- TASK INSTRUCTIONS
Which lines below hold the word "Recreate"? Copy all of them.
========
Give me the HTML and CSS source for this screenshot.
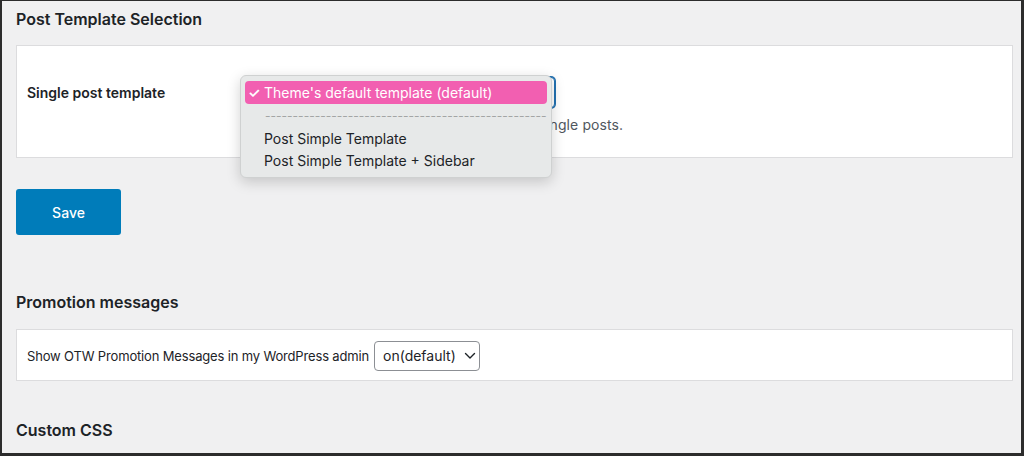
FILE: index.html
```html
<!DOCTYPE html>
<html>
<head>
<meta charset="utf-8">
<link rel="stylesheet" href="styles.css">
</head>
<body>
<div class="frame">
  <h2 class="heading first">Post Template Selection</h2>
  <div class="panel panel-template">
    <div class="field-row">
      <div class="field-label">Single post template</div>
      <div class="field-control">
        <div class="select-wrap">
          <div class="select-box"></div>
          <div class="popup">
            <div class="popup-item selected"><span class="check">✓</span>Theme's default template (default)</div>
            <div class="popup-sep">---------------------------------------------------</div>
            <div class="popup-item">Post Simple Template</div>
            <div class="popup-item">Post Simple Template + Sidebar</div>
          </div>
        </div>
        <p class="desc">Select a template that is used by default for single posts.</p>
      </div>
    </div>
  </div>
  <button class="save-btn">Save</button>
  <h2 class="heading promo">Promotion messages</h2>
  <div class="panel panel-promo">
    <span class="promo-text">Show OTW Promotion Messages in my WordPress admin</span>
    <div class="small-select">on(default)
      <svg class="chev" width="12" height="8" viewBox="0 0 12 8"><path d="M1.5 1.5 L6 6 L10.5 1.5" fill="none" stroke="#1d2327" stroke-width="1.4" stroke-linecap="round" stroke-linejoin="round"/></svg>
    </div>
  </div>
  <h2 class="heading css">Custom CSS</h2>
</div>
</body>
</html>
```

FILE: styles.css
```css
html, body {
  margin: 0;
  padding: 0;
}
body {
  font-family: Inter, "Liberation Sans", sans-serif;
  color: #1d2327;
  background: #f0f0f1;
}
.frame {
  box-sizing: border-box;
  width: 1024px;
  height: 456px;
  border-style: solid;
  border-color: #2c2c2c;
  border-width: 1px 3px 3px 2px;
  background: #f0f0f1;
  padding: 0 8px 0 14px;
  overflow: hidden;
}
.heading {
  margin: 0;
  font-size: 16px;
  line-height: 20px;
  font-weight: 600;
  color: #1d2327;
}
.heading.first { margin-top: 8px; }
.heading.promo { margin-top: 57px; }
.heading.css { margin-top: 39px; }
.panel {
  background: #fff;
  border: 1px solid #dcdcde;
}
.panel-template {
  margin-top: 16px;
  padding: 31px 10px 0 10px;
  box-sizing: content-box;
  height: 80px;
}
.field-row {
  display: flex;
}
.field-label {
  width: 216px;
  font-size: 14px;
  font-weight: 600;
  line-height: 31px;
}
.field-control {
  display: flex;
  flex-direction: column;
}
.select-wrap {
  position: relative;
  width: 312px;
  height: 31px;
}
.select-box {
  box-sizing: border-box;
  width: 312px;
  height: 31px;
  border: 1px solid #2271b1;
  border-radius: 4px;
  box-shadow: 0 0 0 1px #2271b1;
  background: #fff;
}
.popup {
  position: absolute;
  left: -3px;
  top: -2px;
  width: 312px;
  height: 103px;
  box-sizing: border-box;
  background: #e7e9e9;
  border: 1px solid #cfd1d1;
  border-radius: 6px;
  box-shadow: 0 4px 14px rgba(0,0,0,0.18);
  padding: 5px 4px;
  font-size: 14px;
}
.popup-item {
  height: 22px;
  line-height: 22px;
  padding-left: 19px;
  color: #1d2327;
}
.popup-item.selected {
  position: relative;
  background: #f25fb1;
  color: #fff;
  border-radius: 4px;
  height: 23px;
  line-height: 23px;
}
.check {
  position: absolute;
  left: 3px;
  font-size: 14px;
  font-weight: 600;
}
.popup-sep {
  height: 24px;
  line-height: 24px;
  margin-left: 20px;
  color: #a3a5a5;
  font-size: 12px;
  white-space: nowrap;
}
.desc {
  margin: 8px 0 0 0;
  font-size: 14px;
  line-height: 18px;
  letter-spacing: 0.1px;
  color: #50575e;
  white-space: nowrap;
}
.save-btn {
  display: block;
  margin-top: 31px;
  width: 105px;
  height: 46px;
  border: none;
  border-radius: 3px;
  background: #007cba;
  color: #fff;
  font-family: Inter, "Liberation Sans", sans-serif;
  font-size: 14px;
  font-weight: 500;
  cursor: pointer;
}
.panel-promo {
  margin-top: 17px;
  box-sizing: border-box;
  height: 52px;
  display: flex;
  align-items: center;
  padding: 1px 10px 0 10px;
  gap: 5px;
}
.promo-text {
  font-size: 13px;
  letter-spacing: -0.16px;
  color: #1d2327;
}
.small-select {
  box-sizing: border-box;
  height: 30px;
  width: 106px;
  border: 1px solid #8c8f94;
  border-radius: 4px;
  display: flex;
  align-items: center;
  padding: 0 8px;
  font-size: 14px;
  gap: 8px;
  justify-content: space-between;
}
.chev { flex: none; }
```
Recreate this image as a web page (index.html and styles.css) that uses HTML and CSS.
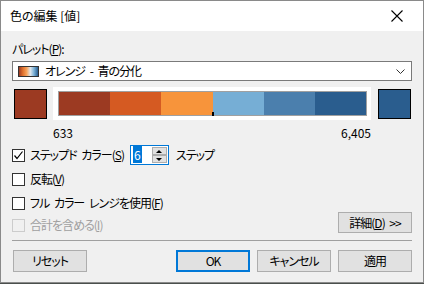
FILE: index.html
```html
<!DOCTYPE html>
<html lang="ja">
<head>
    <meta charset="UTF-8">
    <title>色の編集 [値]</title>
    <link rel="stylesheet" href="styles.css">
</head>
<body>

    <div class="dialog">
        <!-- Barre de titre -->
        <div class="titlebar">
            <span class="title">色の編集 [値]</span>
            <svg class="close" width="12" height="12" viewBox="0 0 12 12">
                <path d="M0.5 0.5 L11.5 11.5 M11.5 0.5 L0.5 11.5" stroke="#000" stroke-width="1.1" fill="none"/>
            </svg>
        </div>

        <div class="content">
            <div class="field-label">パレット(<u>P</u>):</div>
            <div class="combo">
                <span class="palette-icon"></span>
                <span class="combo-text">オレンジ - 青の分化</span>
                <svg class="chevron" width="9" height="5" viewBox="0 0 9 5">
                    <path d="M0.5 0.5 L4.5 4.5 L8.5 0.5" stroke="#333" stroke-width="1" fill="none"/>
                </svg>
            </div>

            <!-- Rampe de couleurs -->
            <div class="ramp">
                <div class="swatch swatch-start"></div>
                <div class="ramp-frame">
                    <div class="ramp-bar">
                        <span class="seg seg-1"></span>
                        <span class="seg seg-2"></span>
                        <span class="seg seg-3"></span>
                        <span class="seg seg-4"></span>
                        <span class="seg seg-5"></span>
                        <span class="seg seg-6"></span>
                    </div>
                    <span class="tick"></span>
                </div>
                <div class="swatch swatch-end"></div>
            </div>
            <div class="ramp-values">
                <span>633</span>
                <span>6,405</span>
            </div>

            <div class="check-row stepped">
                <span class="checkbox checked">
                    <svg width="11" height="11" viewBox="0 0 11 11">
                        <path d="M1.5 5.5 L4 8.5 L9.5 1.5" stroke="#000" stroke-width="1.2" fill="none"/>
                    </svg>
                </span>
                <span class="check-label">ステップド カラー(<u>S</u>)</span>
                <div class="spinbox">
                    <span class="spin-value"><span class="selected">6</span></span>
                    <span class="spin-buttons">
                        <span class="spin-up"></span>
                        <span class="spin-down"></span>
                    </span>
                </div>
                <span class="spin-unit">ステップ</span>
            </div>

            <div class="check-row">
                <span class="checkbox"></span>
                <span class="check-label">反転(<u>V</u>)</span>
            </div>

            <div class="check-row">
                <span class="checkbox"></span>
                <span class="check-label">フル カラー レンジを使用(<u>F</u>)</span>
            </div>

            <div class="check-row last-row">
                <span class="checkbox disabled"></span>
                <span class="check-label disabled">合計を含める(<u>I</u>)</span>
                <button class="btn btn-detail">詳細(<u>D</u>) &gt;&gt;</button>
            </div>

            <div class="separator"></div>

            <!-- Boutons du bas -->
            <div class="button-row">
                <button class="btn">リセット</button>
                <div class="button-group">
                    <button class="btn btn-default">OK</button>
                    <button class="btn">キャンセル</button>
                    <button class="btn">適用</button>
                </div>
            </div>
        </div>
    </div>

</body>
</html>
```

FILE: styles.css
```css
/* Police et fond de la page */
body {
    margin: 0;
    background-color: #4a4f4c;
    font-family: "Noto Sans CJK JP", "Noto Sans", sans-serif;
    font-size: 12px;
    color: #000;
    font-feature-settings: "palt";
}

u {
    text-decoration: underline;
    text-underline-offset: 1px;
}

/* Fenêtre du dialogue */
.dialog {
    width: 424px;
    height: 283px;
    box-sizing: border-box;
    border: 1px solid #8a8a8a;
    background-color: #f0f0f0;
}

.titlebar {
    height: 30px;
    background-color: #fff;
    display: flex;
    align-items: center;
    padding: 0 20px 0 9px;
}

.title {
    flex: 1;
    line-height: 16px;
}

.close {
    display: block;
}

.content {
    padding: 0 11px;
}

/* Les kana de l'interface Windows sont plus étroits */
.field-label,
.combo-text,
.check-label,
.spin-unit,
.btn {
    letter-spacing: -1px;
    word-spacing: 3px;
}

.field-label {
    margin-top: 10px;
    line-height: 16px;
}

/* Liste déroulante */
.combo {
    margin-top: 4px;
    height: 20px;
    box-sizing: border-box;
    border: 1px solid #7a7a7a;
    background-color: #fff;
    display: flex;
    align-items: center;
    padding: 0 6px 0 5px;
}

.palette-icon {
    width: 19px;
    height: 9px;
    border: 1px solid #333;
    background: linear-gradient(to right, #9c3a22, #e0702c, #f7a35a, #dfe6ec, #76aed5, #2a5d8e);
}

.combo-text {
    flex: 1;
    margin-left: 6px;
    line-height: 16px;
}

.chevron {
    display: block;
}

/* Rampe de couleurs */
.ramp {
    margin-top: 6px;
    height: 33px;
    display: flex;
    align-items: flex-start;
}

.swatch {
    width: 33px;
    height: 30px;
    box-sizing: border-box;
    border: 1px solid #000;
    margin-top: 2px;
}

.swatch-start {
    margin-left: 2px;
    background-color: #9c3a22;
}

.swatch-end {
    margin-left: 7px;
    background-color: #2a5d8e;
}

.ramp-frame {
    position: relative;
    width: 318px;
    height: 33px;
    box-sizing: border-box;
    margin-left: 6px;
    padding: 4px 4px 4px 5px;
    background-color: #fff;
}

.ramp-bar {
    height: 25px;
    box-sizing: border-box;
    border: 1px solid #a0a0a0;
    display: flex;
}

.seg {
    flex: 1;
}

.seg-1 { background-color: #9c3a22; }
.seg-2 { background-color: #d55a22; }
.seg-3 { background-color: #f7943b; }
.seg-4 { background-color: #76aed5; }
.seg-5 { background-color: #4b7fad; }
.seg-6 { background-color: #2a5d8e; }

.tick {
    position: absolute;
    left: 159px;
    top: 25px;
    width: 2px;
    height: 4px;
    background-color: #000;
}

.ramp-values {
    margin-top: 5px;
    height: 16px;
    line-height: 16px;
    display: flex;
    justify-content: space-between;
    padding: 0 41px;
}

/* Cases à cocher */
.check-row {
    height: 20px;
    margin-top: 4px;
    display: flex;
    align-items: center;
    white-space: nowrap;
}

.stepped {
    margin-top: 4px;
}

.checkbox {
    flex-shrink: 0;
    width: 13px;
    height: 13px;
    box-sizing: border-box;
    border: 1px solid #333;
    background-color: #fff;
    display: flex;
    align-items: center;
    justify-content: center;
}

.checkbox.disabled {
    border-color: #cccccc;
    background-color: #f0f0f0;
}

.check-label {
    margin-left: 5px;
    line-height: 16px;
}

.check-label.disabled {
    color: #a0a0a0;
}

/* Compteur */
.spinbox {
    flex-shrink: 0;
    margin-left: 6px;
    width: 39px;
    height: 20px;
    box-sizing: border-box;
    border: 1px solid #0078d7;
    background-color: #fff;
    display: flex;
}

.spin-value {
    flex: 1;
    padding: 2px 0 0 2px;
    line-height: 14px;
}

.selected {
    background-color: #0078d7;
    color: #fff;
    padding: 0 1px;
}

.spin-buttons {
    width: 15px;
    display: flex;
    flex-direction: column;
    padding: 1px;
}

.spin-up,
.spin-down {
    flex: 1;
    background-color: #e1e1e1;
    border: 1px solid #adadad;
    position: relative;
}

.spin-up::after,
.spin-down::after {
    content: "";
    position: absolute;
    left: 3px;
    border-left: 3px solid transparent;
    border-right: 3px solid transparent;
}

.spin-up::after {
    top: 2px;
    border-bottom: 3px solid #000;
}

.spin-down::after {
    top: 2px;
    border-top: 3px solid #000;
}

.spin-unit {
    margin-left: 7px;
    line-height: 16px;
}

.last-row {
    height: 21px;
    margin-top: -1px;
    align-items: flex-end;
}

.last-row .checkbox {
    margin-bottom: 1px;
}

.last-row .check-label {
    flex: 1;
}

/* Boutons */
.btn {
    width: 74px;
    height: 22px;
    box-sizing: border-box;
    border: 1px solid #adadad;
    background-color: #e1e1e1;
    font-family: inherit;
    font-size: 12px;
    color: #000;
    padding: 0;
    line-height: 16px;
    font-feature-settings: "palt";
}

.btn-detail {
    height: 21px;
}

.btn-default {
    border: 2px solid #0078d7;
}

.separator {
    margin-top: 7px;
    height: 1px;
    background-color: #a0a0a0;
}

.button-row {
    margin-top: 9px;
    display: flex;
    padding-left: 1px;
}

.button-group {
    margin-left: auto;
    display: flex;
    gap: 7px;
}
```
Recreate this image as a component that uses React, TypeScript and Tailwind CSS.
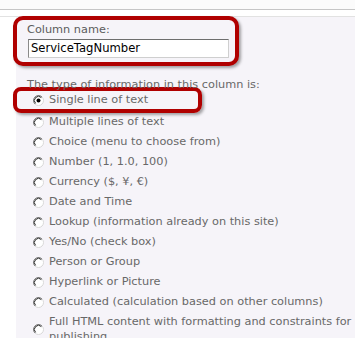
========
- ANSWER TO THE PROBLEM
Recreate this image as a web page (index.html and styles.css) that uses HTML and CSS.
Recreate this image as a component that uses React, TypeScript and Tailwind CSS.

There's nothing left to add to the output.